Westbury Arts receives new building through DRI grant funding
Art has found a home in Westbury. Last week, the Village of Westbury purchased a commercial building downtown to be used by Westbury Arts, allowing the nonprofit organization a place to expand its current offerings.
The building, purchased through funding provided by Downtown Revitalization Initiative (DRI) grant funding from the state, will create a permanent home for Westbury Arts, allowing it to have a performance and meeting space, a gallery to exhibit artwork, and workspace for arts-education classes. The new home for Westbury Arts is located on Schenck Avenue, off of Post Avenue.
“This is a tremendous step forward in our long-stated goal of making Westbury one of Long Island’s most arts-centric communities,” said Mayor Peter Cavallaro on the purchase. “Westbury Arts has grown tremendously in just its first five years of existence, and we see the future of that organization, and the arts in general, as important for Westbury’s future growth and sustainability.”
The next steps in the project will be to hire design professionals to design the space to meet Westbury Arts’ needs and ideas, and then to hire a contractor to build the space out.
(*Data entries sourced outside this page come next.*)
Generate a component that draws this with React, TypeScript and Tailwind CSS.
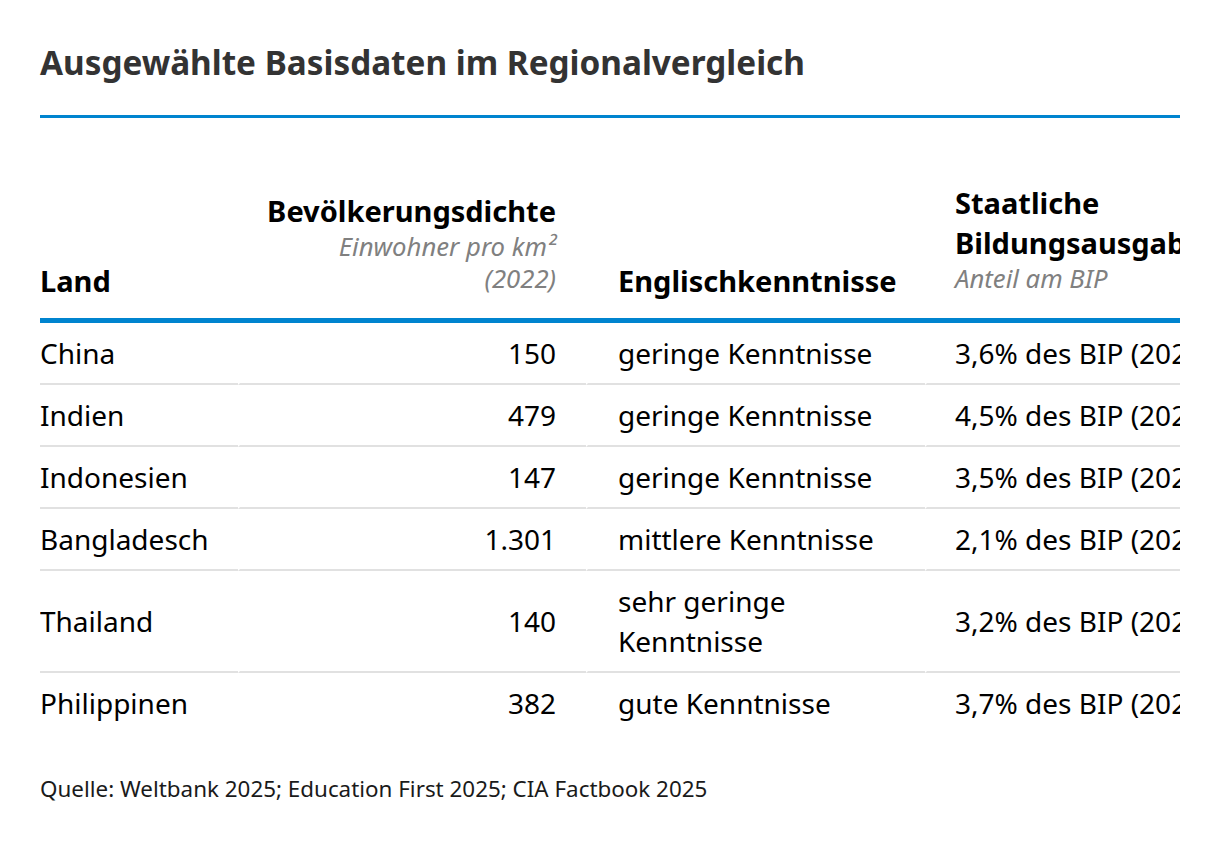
const rows = [
  { land: "China", dichte: "150", englisch: "geringe Kenntnisse", bildung: "3,6% des BIP (2022)" },
  { land: "Indien", dichte: "479", englisch: "geringe Kenntnisse", bildung: "4,5% des BIP (2022)" },
  { land: "Indonesien", dichte: "147", englisch: "geringe Kenntnisse", bildung: "3,5% des BIP (2022)" },
  { land: "Bangladesch", dichte: "1.301", englisch: "mittlere Kenntnisse", bildung: "2,1% des BIP (2022)" },
  { land: "Thailand", dichte: "140", englisch: "sehr geringe Kenntnisse", bildung: "3,2% des BIP (2022)" },
  { land: "Philippinen", dichte: "382", englisch: "gute Kenntnisse", bildung: "3,7% des BIP (2022)" },
]

export default function App() {
  return (
    <div className="min-h-[846px] bg-white px-[40px] pt-[40px] text-black [font-family:'Noto_Sans',sans-serif]">
      <h1 className="text-[33.3px] leading-[44px] font-bold text-[#333333]">
        Ausgewählte Basisdaten im Regionalvergleich
      </h1>
      <div className="mt-[31px] h-[3px] bg-[#0084cf]" />

      {/* table is wider than the frame and gets clipped on the right, as in the article */}
      <div className="mt-[65px] w-[1140px] overflow-hidden">
        <table className="w-[1215px] table-fixed border-separate border-spacing-0">
          <colgroup>
            <col className="w-[198px]" />
            <col className="w-[348px]" />
            <col className="w-[339px]" />
            <col className="w-[330px]" />
          </colgroup>
          <thead>
            <tr className="align-bottom">
              <th className="border-b-[5px] border-[#0084cf] pb-[17px] text-left text-[29px] leading-[40px] font-bold">
                Land
              </th>
              <th className="border-b-[5px] border-[#0084cf] pr-[30px] pb-[17px] text-right font-normal">
                <div className="text-[29px] leading-[40px] font-bold">Bevölkerungsdichte</div>
                <div className="mb-[6px] text-[25.7px] leading-[32px] italic text-[#808080]">
                  Einwohner pro km²
                  <br />
                  (2022)
                </div>
              </th>
              <th className="border-b-[5px] border-[#0084cf] pl-[32px] pb-[17px] text-left text-[29px] leading-[40px] font-bold">
                Englischkenntnisse
              </th>
              <th className="border-b-[5px] border-[#0084cf] pl-[30px] pb-[17px] text-left font-normal">
                <div className="text-[29px] leading-[40px] font-bold whitespace-nowrap">
                  Staatliche
                  <br />
                  Bildungsausgaben
                </div>
                <div className="mb-[6px] text-[25.7px] leading-[32px] italic text-[#808080]">Anteil am BIP</div>
              </th>
            </tr>
          </thead>
          <tbody className="text-[28px] leading-[40px]">
            {rows.map((r, i) => {
              const last = i === rows.length - 1
              const line = last ? "" : "border-b-2 border-b-[#e1e1e1]"
              return (
                <tr key={r.land} className="align-middle">
                  <td className={`${line} py-[10px] text-left`}>{r.land}</td>
                  <td className={`${line} border-l-2 border-l-white py-[10px] pr-[30px] text-right`}>{r.dichte}</td>
                  <td className={`${line} border-l-2 border-l-white py-[10px] pl-[30px] pr-[16px] text-left`}>
                    {r.englisch === "sehr geringe Kenntnisse" ? (
                      <>
                        sehr geringe
                        <br />
                        Kenntnisse
                      </>
                    ) : (
                      r.englisch
                    )}
                  </td>
                  <td className={`${line} border-l-2 border-l-white py-[10px] pl-[28px] text-left whitespace-nowrap`}>
                    {r.bildung}
                  </td>
                </tr>
              )
            })}
          </tbody>
        </table>
      </div>

      <p className="mt-[40px] text-[22.4px] leading-[32px] text-[#1a1a1a]">
        Quelle: Weltbank 2025; Education First 2025; CIA Factbook 2025
      </p>
    </div>
  )
}
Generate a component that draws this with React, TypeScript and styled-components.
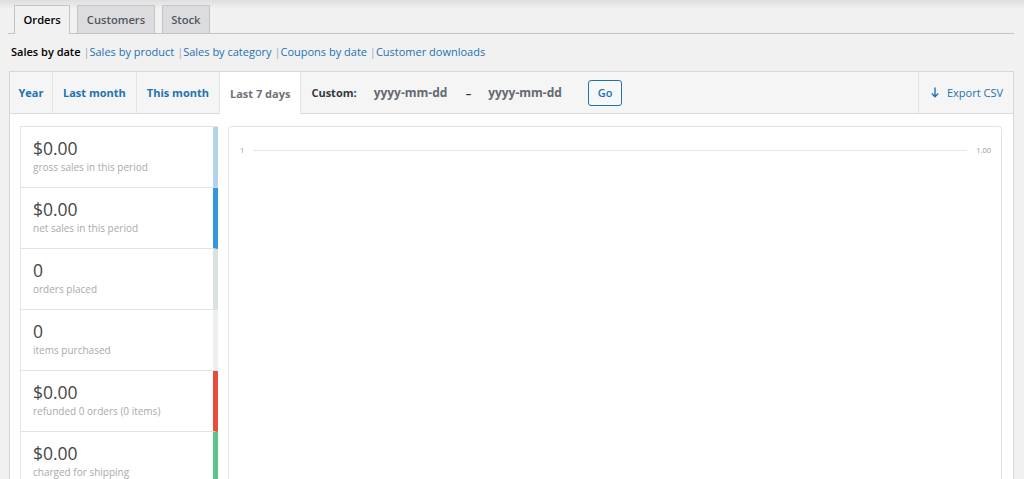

Cavallaro notes that he hopes the building will be ready for a ribbon cutting by May 2019.
“The mission of Westbury Arts is to promote arts and culture in Westbury—and our vision is to make Westbury a premier destination for arts and culture on Long Island,” said Julie Lyon, president of Westbury Arts. “My board of directors and I are excited about the opportunities this building will bring to Westbury Arts and to the Westbury community. Support from the village is crucial to our endeavors and we are grateful for Mayor Cavallaro’s confidence in us. Having a home base will allow us to offer programs and activities that will better serve the community and enrich the lives of all Westbury residents.”
The village is continuing to make progress on other DRI projects, with County Executive Laura Curran visiting Westbury on Tuesday, Aug. 7, to receive an update on the redevelopment efforts. Cavallaro, along with board trustees and village staff, joined Curran on touring the village to explain what was planned and how county participation might be necessary to get projects off the ground. Among the other state-approved projects are downtown rezoning to promote transit-oriented development, facade upgrades, improvements at the Post and Union Avenue intersections, streetscape improvements, Community Center upgrades and rezoning to allow for open space in the Maple-Union corridor.